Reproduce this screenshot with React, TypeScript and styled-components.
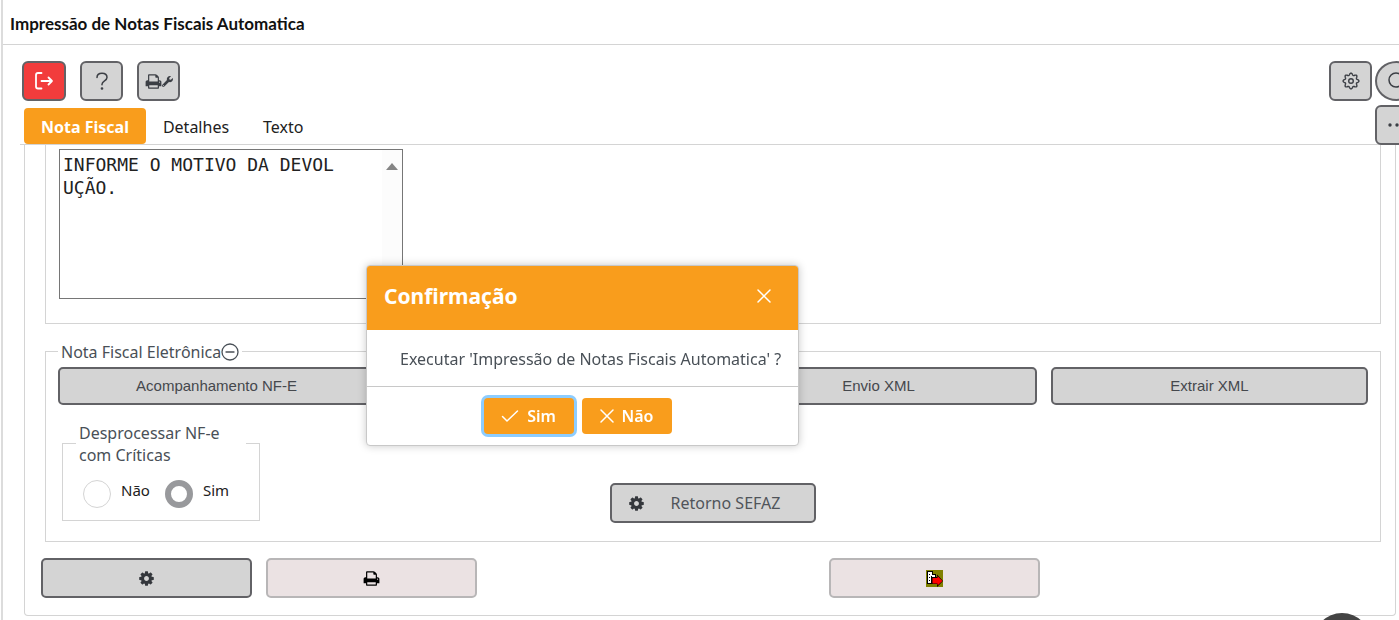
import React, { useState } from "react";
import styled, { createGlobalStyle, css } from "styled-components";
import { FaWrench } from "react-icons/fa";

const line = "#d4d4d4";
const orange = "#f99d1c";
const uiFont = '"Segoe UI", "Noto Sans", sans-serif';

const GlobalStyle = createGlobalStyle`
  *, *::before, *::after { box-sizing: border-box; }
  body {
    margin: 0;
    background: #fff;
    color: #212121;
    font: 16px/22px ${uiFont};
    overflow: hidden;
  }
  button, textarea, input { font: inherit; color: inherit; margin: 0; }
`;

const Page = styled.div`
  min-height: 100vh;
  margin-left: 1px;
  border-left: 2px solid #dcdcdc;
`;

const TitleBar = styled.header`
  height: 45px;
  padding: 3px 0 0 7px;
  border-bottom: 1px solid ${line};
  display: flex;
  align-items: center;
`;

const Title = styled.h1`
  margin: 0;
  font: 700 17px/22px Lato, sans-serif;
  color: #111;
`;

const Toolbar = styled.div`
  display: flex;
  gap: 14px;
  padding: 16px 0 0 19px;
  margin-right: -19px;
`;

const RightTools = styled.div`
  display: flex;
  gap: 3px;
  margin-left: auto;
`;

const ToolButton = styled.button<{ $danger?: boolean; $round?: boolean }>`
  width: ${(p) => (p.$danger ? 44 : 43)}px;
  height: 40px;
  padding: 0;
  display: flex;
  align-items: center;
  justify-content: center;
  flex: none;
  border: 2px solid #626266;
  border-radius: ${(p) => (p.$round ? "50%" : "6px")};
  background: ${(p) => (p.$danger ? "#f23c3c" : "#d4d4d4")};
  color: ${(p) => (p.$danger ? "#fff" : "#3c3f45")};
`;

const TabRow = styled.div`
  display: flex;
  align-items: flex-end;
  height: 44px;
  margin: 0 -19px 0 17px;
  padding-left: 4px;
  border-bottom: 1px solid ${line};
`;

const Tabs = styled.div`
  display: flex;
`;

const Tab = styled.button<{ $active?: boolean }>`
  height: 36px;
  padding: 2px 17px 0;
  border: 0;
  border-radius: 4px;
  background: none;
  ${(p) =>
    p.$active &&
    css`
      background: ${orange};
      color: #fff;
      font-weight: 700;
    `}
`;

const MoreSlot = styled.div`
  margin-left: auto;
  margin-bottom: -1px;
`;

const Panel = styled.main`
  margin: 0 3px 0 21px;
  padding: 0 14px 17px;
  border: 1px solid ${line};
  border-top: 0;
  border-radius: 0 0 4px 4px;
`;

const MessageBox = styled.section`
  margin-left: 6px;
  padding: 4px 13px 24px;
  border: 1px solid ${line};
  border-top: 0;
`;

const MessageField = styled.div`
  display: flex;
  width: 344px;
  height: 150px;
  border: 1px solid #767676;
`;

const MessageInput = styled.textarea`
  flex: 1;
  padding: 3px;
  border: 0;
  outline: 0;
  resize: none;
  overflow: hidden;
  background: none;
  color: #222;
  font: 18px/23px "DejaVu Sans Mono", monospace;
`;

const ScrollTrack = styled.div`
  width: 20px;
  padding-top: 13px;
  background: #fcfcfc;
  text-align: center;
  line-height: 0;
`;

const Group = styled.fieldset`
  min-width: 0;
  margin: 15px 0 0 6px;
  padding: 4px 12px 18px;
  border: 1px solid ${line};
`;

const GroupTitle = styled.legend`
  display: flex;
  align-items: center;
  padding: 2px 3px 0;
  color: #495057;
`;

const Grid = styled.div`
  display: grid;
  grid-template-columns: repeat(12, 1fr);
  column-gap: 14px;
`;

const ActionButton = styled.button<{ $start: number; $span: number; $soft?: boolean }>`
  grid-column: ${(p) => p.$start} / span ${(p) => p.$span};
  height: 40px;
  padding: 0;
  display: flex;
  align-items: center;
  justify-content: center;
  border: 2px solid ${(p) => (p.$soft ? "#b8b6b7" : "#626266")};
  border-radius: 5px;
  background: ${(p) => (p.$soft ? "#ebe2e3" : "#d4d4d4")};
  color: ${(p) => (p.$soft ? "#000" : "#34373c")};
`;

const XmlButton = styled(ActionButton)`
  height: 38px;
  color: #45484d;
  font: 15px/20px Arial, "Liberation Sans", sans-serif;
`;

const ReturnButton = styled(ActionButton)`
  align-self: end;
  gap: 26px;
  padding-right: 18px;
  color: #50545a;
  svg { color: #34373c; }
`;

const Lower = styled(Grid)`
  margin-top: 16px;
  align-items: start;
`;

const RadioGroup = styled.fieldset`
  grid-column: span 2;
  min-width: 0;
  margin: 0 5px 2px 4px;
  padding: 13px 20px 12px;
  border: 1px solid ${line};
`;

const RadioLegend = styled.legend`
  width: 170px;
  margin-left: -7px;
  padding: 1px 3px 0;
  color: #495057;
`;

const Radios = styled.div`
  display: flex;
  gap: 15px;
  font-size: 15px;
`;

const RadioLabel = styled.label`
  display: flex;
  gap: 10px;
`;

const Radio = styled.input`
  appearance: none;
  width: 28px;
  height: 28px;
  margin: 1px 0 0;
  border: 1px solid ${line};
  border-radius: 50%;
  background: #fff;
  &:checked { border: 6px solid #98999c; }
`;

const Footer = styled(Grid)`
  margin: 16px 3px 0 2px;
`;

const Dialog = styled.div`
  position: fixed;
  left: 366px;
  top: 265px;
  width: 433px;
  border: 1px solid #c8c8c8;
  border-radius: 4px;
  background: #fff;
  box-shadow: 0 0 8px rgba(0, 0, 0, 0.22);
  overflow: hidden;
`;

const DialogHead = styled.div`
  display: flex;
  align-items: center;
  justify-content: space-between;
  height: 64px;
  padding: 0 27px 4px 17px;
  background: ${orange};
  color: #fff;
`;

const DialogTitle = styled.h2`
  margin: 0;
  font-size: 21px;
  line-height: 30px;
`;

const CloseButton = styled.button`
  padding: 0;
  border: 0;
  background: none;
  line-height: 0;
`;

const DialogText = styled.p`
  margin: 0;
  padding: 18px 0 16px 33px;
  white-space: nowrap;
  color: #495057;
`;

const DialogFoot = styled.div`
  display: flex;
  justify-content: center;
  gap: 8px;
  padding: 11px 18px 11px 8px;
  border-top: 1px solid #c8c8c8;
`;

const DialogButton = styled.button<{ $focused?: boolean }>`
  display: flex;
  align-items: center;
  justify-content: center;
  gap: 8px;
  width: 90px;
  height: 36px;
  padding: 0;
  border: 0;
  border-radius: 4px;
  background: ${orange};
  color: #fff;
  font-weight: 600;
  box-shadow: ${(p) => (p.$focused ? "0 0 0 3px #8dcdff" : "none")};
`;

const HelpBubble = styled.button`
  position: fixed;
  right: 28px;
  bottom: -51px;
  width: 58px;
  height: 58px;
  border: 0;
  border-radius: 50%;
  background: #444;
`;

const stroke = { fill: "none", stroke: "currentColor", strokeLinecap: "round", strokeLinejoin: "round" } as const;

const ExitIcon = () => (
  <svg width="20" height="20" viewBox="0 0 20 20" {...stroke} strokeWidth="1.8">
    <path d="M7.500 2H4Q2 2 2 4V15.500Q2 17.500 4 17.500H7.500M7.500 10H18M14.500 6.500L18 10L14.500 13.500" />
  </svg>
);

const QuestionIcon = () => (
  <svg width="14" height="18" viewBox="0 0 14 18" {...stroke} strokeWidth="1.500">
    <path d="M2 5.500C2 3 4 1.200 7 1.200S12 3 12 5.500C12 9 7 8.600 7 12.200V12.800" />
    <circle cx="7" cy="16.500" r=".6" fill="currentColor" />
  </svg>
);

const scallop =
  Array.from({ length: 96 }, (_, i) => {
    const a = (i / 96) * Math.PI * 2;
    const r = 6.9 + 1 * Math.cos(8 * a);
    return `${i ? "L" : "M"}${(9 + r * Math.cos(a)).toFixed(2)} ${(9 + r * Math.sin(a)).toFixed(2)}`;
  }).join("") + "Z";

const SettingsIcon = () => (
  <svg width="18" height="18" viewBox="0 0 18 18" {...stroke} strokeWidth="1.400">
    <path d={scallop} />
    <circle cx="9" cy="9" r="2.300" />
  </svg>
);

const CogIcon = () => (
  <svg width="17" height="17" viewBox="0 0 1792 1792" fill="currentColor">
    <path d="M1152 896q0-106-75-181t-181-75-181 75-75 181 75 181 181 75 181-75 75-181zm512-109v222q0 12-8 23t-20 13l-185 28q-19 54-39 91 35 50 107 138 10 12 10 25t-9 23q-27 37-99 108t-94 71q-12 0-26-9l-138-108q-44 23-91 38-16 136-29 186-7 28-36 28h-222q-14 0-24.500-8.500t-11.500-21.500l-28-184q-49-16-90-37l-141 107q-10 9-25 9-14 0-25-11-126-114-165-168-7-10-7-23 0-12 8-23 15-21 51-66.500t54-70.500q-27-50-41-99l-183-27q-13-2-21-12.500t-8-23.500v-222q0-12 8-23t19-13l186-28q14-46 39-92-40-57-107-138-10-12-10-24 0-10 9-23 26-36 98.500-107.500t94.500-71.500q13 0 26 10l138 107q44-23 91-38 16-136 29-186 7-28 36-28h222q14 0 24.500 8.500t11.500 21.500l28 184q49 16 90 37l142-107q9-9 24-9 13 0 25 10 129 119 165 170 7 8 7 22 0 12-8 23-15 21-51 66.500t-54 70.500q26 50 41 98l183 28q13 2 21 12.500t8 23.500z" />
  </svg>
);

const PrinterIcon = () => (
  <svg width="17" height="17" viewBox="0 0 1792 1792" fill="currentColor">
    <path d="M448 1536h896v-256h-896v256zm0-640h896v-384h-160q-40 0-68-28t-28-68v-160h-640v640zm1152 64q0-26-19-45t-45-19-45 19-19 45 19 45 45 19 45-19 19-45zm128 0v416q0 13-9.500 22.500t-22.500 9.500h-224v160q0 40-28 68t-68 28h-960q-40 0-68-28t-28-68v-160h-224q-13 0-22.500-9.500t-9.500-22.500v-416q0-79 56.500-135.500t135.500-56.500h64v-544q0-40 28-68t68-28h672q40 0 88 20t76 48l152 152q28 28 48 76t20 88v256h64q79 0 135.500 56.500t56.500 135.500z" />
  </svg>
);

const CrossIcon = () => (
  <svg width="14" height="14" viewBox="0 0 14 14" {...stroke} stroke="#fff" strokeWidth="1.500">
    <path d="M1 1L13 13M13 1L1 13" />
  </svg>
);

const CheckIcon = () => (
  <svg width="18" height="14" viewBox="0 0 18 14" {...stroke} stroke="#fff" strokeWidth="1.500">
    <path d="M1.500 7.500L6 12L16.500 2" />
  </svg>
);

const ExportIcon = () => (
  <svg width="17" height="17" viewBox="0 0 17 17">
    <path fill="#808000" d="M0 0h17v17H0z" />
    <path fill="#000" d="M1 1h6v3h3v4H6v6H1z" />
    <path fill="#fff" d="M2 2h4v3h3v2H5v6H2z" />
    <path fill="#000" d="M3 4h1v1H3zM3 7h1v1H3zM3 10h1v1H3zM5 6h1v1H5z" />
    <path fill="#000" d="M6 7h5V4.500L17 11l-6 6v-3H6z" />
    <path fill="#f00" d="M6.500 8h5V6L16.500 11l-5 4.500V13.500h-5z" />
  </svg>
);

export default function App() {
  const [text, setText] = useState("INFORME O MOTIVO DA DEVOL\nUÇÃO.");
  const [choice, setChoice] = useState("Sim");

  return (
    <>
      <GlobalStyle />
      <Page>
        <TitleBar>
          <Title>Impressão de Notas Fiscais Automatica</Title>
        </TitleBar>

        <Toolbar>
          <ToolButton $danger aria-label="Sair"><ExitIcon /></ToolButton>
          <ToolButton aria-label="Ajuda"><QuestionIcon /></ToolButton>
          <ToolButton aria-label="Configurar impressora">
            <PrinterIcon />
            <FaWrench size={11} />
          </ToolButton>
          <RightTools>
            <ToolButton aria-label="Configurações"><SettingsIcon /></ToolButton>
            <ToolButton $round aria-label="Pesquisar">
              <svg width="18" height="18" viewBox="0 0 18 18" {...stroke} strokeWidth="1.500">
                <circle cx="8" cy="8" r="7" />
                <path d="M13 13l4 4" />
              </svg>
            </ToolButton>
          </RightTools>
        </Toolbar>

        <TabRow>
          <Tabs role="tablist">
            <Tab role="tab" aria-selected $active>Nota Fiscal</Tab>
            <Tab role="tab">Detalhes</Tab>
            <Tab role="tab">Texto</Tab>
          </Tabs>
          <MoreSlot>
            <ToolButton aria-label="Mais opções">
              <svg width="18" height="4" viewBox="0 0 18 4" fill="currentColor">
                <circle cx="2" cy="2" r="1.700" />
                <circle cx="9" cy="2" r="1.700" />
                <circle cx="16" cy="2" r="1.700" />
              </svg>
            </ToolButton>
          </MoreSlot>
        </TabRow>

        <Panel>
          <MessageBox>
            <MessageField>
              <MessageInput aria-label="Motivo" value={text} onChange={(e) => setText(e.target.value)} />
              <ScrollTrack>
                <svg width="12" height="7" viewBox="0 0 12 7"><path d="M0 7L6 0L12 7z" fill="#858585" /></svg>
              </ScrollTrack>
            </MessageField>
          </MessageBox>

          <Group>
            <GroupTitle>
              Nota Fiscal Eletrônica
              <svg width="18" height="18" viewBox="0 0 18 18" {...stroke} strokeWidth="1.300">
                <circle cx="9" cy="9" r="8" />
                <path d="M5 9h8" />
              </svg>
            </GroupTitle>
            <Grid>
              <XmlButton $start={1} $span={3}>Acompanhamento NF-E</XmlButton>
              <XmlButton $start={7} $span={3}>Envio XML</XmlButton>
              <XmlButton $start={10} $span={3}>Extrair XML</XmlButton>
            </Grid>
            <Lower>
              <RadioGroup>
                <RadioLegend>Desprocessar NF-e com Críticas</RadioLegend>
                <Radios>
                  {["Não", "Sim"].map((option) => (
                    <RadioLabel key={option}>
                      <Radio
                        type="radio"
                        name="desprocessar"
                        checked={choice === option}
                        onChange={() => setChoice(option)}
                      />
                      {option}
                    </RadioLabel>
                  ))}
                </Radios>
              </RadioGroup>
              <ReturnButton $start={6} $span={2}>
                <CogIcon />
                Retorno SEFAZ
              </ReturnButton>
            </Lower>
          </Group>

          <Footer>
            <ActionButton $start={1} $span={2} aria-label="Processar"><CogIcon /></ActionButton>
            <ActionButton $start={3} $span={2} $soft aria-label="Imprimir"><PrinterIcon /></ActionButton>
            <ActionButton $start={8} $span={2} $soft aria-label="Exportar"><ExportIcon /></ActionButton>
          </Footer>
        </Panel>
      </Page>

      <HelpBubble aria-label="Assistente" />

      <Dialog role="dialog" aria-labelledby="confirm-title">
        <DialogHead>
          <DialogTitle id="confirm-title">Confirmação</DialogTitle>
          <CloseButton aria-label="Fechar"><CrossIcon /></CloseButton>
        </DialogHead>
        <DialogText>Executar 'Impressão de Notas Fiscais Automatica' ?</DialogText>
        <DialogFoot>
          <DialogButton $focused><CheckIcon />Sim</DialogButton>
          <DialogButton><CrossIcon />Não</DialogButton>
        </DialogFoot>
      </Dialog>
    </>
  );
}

_EXERCISE_.
Report only the number of lines that hold the string "components" in this listing.

_WRITTEN SOLUTION_.
2